Quote all lines below exactly. Images stay out.
■ ■ ■ ■
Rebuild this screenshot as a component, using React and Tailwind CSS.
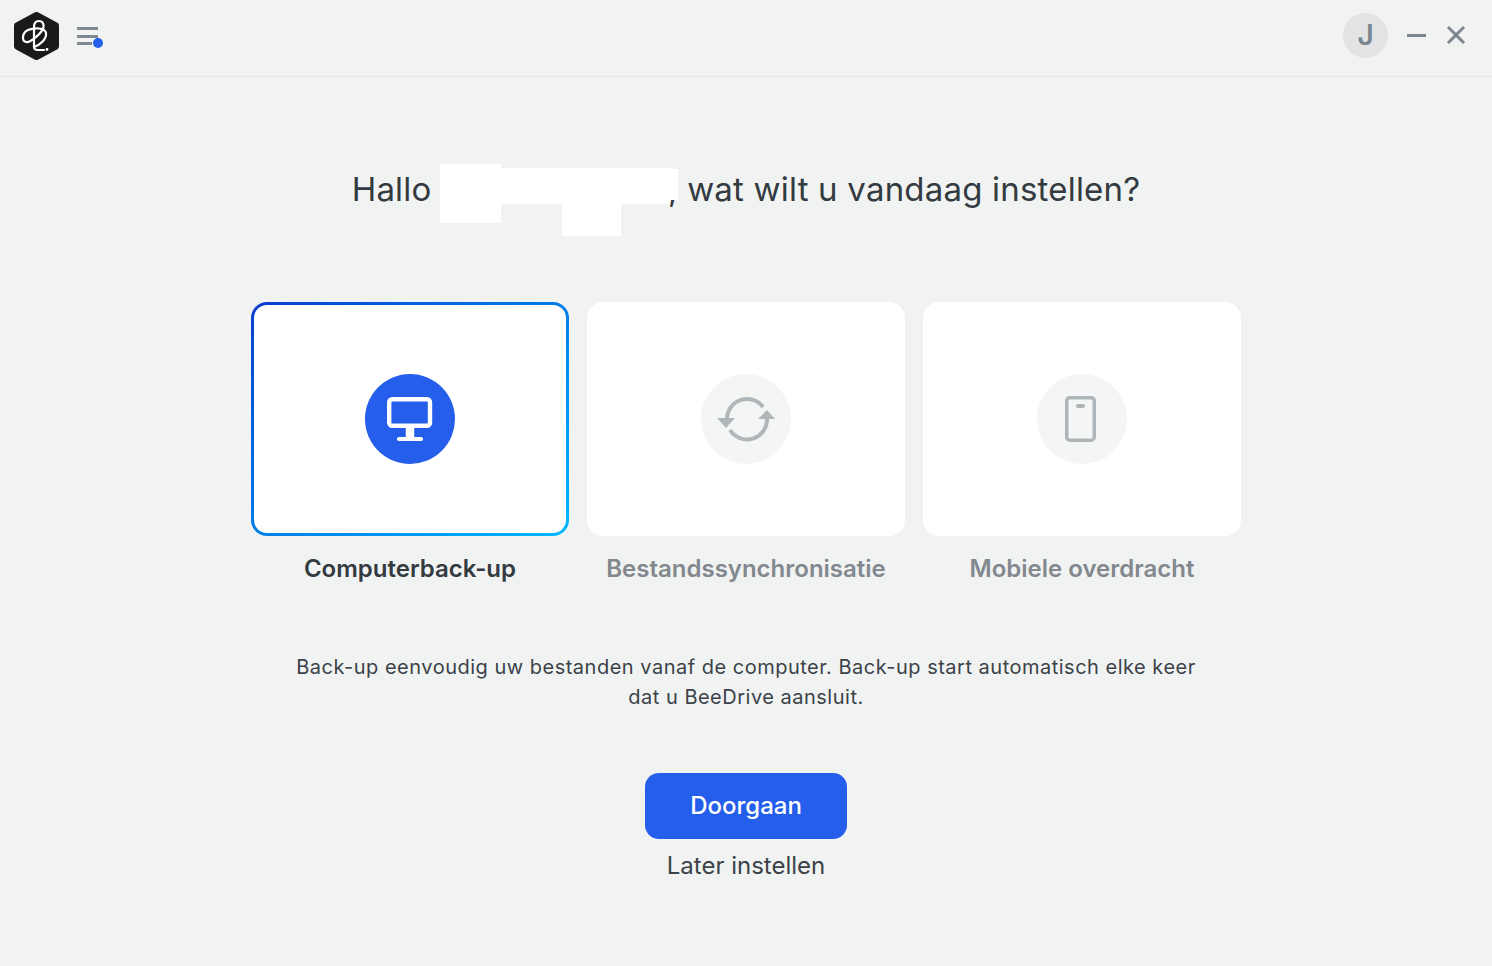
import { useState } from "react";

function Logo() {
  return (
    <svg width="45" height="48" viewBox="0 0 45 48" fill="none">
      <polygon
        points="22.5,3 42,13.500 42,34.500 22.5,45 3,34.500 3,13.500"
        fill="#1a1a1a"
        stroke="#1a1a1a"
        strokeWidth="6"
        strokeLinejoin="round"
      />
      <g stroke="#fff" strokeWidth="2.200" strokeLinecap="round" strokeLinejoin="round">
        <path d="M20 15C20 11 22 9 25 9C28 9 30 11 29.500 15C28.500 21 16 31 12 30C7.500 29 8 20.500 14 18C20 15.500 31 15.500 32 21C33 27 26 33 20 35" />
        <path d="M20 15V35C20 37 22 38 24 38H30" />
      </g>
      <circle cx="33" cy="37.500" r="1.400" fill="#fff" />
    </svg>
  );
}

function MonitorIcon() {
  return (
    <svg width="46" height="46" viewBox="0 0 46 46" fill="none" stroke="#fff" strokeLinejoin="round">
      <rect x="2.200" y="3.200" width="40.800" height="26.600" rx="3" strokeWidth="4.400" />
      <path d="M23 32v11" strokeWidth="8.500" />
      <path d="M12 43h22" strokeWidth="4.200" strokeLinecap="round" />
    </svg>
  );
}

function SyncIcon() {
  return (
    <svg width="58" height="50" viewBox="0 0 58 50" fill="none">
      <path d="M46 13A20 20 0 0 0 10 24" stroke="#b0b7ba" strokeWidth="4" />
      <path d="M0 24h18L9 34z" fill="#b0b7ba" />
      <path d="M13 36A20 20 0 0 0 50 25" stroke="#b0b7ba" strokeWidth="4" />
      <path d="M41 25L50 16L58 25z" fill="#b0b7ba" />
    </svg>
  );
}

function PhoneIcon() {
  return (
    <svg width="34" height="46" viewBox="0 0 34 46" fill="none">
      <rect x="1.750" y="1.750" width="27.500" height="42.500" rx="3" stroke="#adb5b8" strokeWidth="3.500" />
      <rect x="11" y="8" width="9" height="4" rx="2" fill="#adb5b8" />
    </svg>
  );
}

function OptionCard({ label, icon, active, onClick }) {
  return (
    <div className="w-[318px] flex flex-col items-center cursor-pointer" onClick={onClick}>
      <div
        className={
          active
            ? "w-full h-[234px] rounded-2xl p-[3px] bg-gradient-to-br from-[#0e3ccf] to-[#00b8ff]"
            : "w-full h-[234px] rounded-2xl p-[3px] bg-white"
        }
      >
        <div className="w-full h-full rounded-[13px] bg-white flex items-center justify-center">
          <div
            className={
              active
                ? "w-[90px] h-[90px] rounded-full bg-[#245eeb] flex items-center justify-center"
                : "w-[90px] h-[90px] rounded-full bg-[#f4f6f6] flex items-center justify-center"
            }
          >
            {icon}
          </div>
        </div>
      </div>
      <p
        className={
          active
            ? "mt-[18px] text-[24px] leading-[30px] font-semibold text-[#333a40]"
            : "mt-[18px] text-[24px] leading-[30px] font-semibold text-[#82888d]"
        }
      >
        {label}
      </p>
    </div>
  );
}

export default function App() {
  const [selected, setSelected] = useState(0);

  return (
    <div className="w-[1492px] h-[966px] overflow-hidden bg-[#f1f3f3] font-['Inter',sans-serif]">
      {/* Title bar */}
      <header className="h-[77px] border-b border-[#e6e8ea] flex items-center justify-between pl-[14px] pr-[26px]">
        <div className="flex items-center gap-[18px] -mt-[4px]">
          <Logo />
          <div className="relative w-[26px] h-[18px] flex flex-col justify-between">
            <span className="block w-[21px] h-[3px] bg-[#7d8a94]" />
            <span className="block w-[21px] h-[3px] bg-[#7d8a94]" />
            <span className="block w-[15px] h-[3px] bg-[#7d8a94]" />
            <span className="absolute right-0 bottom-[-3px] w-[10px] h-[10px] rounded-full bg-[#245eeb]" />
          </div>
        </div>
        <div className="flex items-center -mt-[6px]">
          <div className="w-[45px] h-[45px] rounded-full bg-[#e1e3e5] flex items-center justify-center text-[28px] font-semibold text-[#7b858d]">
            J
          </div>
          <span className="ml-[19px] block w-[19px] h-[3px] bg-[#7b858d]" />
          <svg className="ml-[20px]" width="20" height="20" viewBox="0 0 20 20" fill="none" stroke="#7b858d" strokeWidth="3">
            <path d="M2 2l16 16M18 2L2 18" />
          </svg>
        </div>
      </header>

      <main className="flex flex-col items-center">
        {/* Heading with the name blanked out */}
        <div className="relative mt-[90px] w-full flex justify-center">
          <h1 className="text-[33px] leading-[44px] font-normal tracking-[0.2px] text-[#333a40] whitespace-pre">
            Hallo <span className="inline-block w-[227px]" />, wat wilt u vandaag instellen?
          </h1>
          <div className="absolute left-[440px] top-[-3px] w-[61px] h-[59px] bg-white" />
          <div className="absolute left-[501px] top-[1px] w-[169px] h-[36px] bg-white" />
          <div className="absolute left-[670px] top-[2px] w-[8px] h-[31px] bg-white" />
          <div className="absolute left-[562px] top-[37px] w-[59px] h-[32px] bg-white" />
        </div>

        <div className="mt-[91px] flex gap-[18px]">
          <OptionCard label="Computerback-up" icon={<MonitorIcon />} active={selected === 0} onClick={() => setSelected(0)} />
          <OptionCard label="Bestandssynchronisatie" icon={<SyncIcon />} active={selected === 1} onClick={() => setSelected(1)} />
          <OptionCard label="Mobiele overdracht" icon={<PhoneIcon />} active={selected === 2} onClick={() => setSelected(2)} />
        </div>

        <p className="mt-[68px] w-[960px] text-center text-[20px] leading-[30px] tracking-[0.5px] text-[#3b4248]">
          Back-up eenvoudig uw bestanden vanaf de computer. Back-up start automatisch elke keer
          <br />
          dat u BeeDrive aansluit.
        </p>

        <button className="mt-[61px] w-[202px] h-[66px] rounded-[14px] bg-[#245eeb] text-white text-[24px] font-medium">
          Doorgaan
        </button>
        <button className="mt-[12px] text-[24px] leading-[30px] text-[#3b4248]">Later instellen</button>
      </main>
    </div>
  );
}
■ ■ ■ ■
> [TASK OUTPUT]:
Rebuild this screenshot as a component, using React and Tailwind CSS.
import { useState } from "react";

function Logo() {
  return (
    <svg width="45" height="48" viewBox="0 0 45 48" fill="none">
      <polygon
        points="22.5,3 42,13.500 42,34.500 22.5,45 3,34.500 3,13.500"
        fill="#1a1a1a"
        stroke="#1a1a1a"
        strokeWidth="6"
        strokeLinejoin="round"
      />
      <g stroke="#fff" strokeWidth="2.200" strokeLinecap="round" strokeLinejoin="round">
        <path d="M20 15C20 11 22 9 25 9C28 9 30 11 29.500 15C28.500 21 16 31 12 30C7.500 29 8 20.500 14 18C20 15.500 31 15.500 32 21C33 27 26 33 20 35" />
        <path d="M20 15V35C20 37 22 38 24 38H30" />
      </g>
      <circle cx="33" cy="37.500" r="1.400" fill="#fff" />
    </svg>
  );
}

function MonitorIcon() {
  return (
    <svg width="46" height="46" viewBox="0 0 46 46" fill="none" stroke="#fff" strokeLinejoin="round">
      <rect x="2.200" y="3.200" width="40.800" height="26.600" rx="3" strokeWidth="4.400" />
      <path d="M23 32v11" strokeWidth="8.500" />
      <path d="M12 43h22" strokeWidth="4.200" strokeLinecap="round" />
    </svg>
  );
}

function SyncIcon() {
  return (
    <svg width="58" height="50" viewBox="0 0 58 50" fill="none">
      <path d="M46 13A20 20 0 0 0 10 24" stroke="#b0b7ba" strokeWidth="4" />
      <path d="M0 24h18L9 34z" fill="#b0b7ba" />
      <path d="M13 36A20 20 0 0 0 50 25" stroke="#b0b7ba" strokeWidth="4" />
      <path d="M41 25L50 16L58 25z" fill="#b0b7ba" />
    </svg>
  );
}

function PhoneIcon() {
  return (
    <svg width="34" height="46" viewBox="0 0 34 46" fill="none">
      <rect x="1.750" y="1.750" width="27.500" height="42.500" rx="3" stroke="#adb5b8" strokeWidth="3.500" />
      <rect x="11" y="8" width="9" height="4" rx="2" fill="#adb5b8" />
    </svg>
  );
}

function OptionCard({ label, icon, active, onClick }) {
  return (
    <div className="w-[318px] flex flex-col items-center cursor-pointer" onClick={onClick}>
      <div
        className={
          active
            ? "w-full h-[234px] rounded-2xl p-[3px] bg-gradient-to-br from-[#0e3ccf] to-[#00b8ff]"
            : "w-full h-[234px] rounded-2xl p-[3px] bg-white"
        }
      >
        <div className="w-full h-full rounded-[13px] bg-white flex items-center justify-center">
          <div
            className={
              active
                ? "w-[90px] h-[90px] rounded-full bg-[#245eeb] flex items-center justify-center"
                : "w-[90px] h-[90px] rounded-full bg-[#f4f6f6] flex items-center justify-center"
            }
          >
            {icon}
          </div>
        </div>
      </div>
      <p
        className={
          active
            ? "mt-[18px] text-[24px] leading-[30px] font-semibold text-[#333a40]"
            : "mt-[18px] text-[24px] leading-[30px] font-semibold text-[#82888d]"
        }
      >
        {label}
      </p>
    </div>
  );
}

export default function App() {
  const [selected, setSelected] = useState(0);

  return (
    <div className="w-[1492px] h-[966px] overflow-hidden bg-[#f1f3f3] font-['Inter',sans-serif]">
      {/* Title bar */}
      <header className="h-[77px] border-b border-[#e6e8ea] flex items-center justify-between pl-[14px] pr-[26px]">
        <div className="flex items-center gap-[18px] -mt-[4px]">
          <Logo />
          <div className="relative w-[26px] h-[18px] flex flex-col justify-between">
            <span className="block w-[21px] h-[3px] bg-[#7d8a94]" />
            <span className="block w-[21px] h-[3px] bg-[#7d8a94]" />
            <span className="block w-[15px] h-[3px] bg-[#7d8a94]" />
            <span className="absolute right-0 bottom-[-3px] w-[10px] h-[10px] rounded-full bg-[#245eeb]" />
          </div>
        </div>
        <div className="flex items-center -mt-[6px]">
          <div className="w-[45px] h-[45px] rounded-full bg-[#e1e3e5] flex items-center justify-center text-[28px] font-semibold text-[#7b858d]">
            J
          </div>
          <span className="ml-[19px] block w-[19px] h-[3px] bg-[#7b858d]" />
          <svg className="ml-[20px]" width="20" height="20" viewBox="0 0 20 20" fill="none" stroke="#7b858d" strokeWidth="3">
            <path d="M2 2l16 16M18 2L2 18" />
          </svg>
        </div>
      </header>

      <main className="flex flex-col items-center">
        {/* Heading with the name blanked out */}
        <div className="relative mt-[90px] w-full flex justify-center">
          <h1 className="text-[33px] leading-[44px] font-normal tracking-[0.2px] text-[#333a40] whitespace-pre">
            Hallo <span className="inline-block w-[227px]" />, wat wilt u vandaag instellen?
          </h1>
          <div className="absolute left-[440px] top-[-3px] w-[61px] h-[59px] bg-white" />
          <div className="absolute left-[501px] top-[1px] w-[169px] h-[36px] bg-white" />
          <div className="absolute left-[670px] top-[2px] w-[8px] h-[31px] bg-white" />
          <div className="absolute left-[562px] top-[37px] w-[59px] h-[32px] bg-white" />
        </div>

        <div className="mt-[91px] flex gap-[18px]">
          <OptionCard label="Computerback-up" icon={<MonitorIcon />} active={selected === 0} onClick={() => setSelected(0)} />
          <OptionCard label="Bestandssynchronisatie" icon={<SyncIcon />} active={selected === 1} onClick={() => setSelected(1)} />
          <OptionCard label="Mobiele overdracht" icon={<PhoneIcon />} active={selected === 2} onClick={() => setSelected(2)} />
        </div>

        <p className="mt-[68px] w-[960px] text-center text-[20px] leading-[30px] tracking-[0.5px] text-[#3b4248]">
          Back-up eenvoudig uw bestanden vanaf de computer. Back-up start automatisch elke keer
          <br />
          dat u BeeDrive aansluit.
        </p>

        <button className="mt-[61px] w-[202px] h-[66px] rounded-[14px] bg-[#245eeb] text-white text-[24px] font-medium">
          Doorgaan
        </button>
        <button className="mt-[12px] text-[24px] leading-[30px] text-[#3b4248]">Later instellen</button>
      </main>
    </div>
  );
}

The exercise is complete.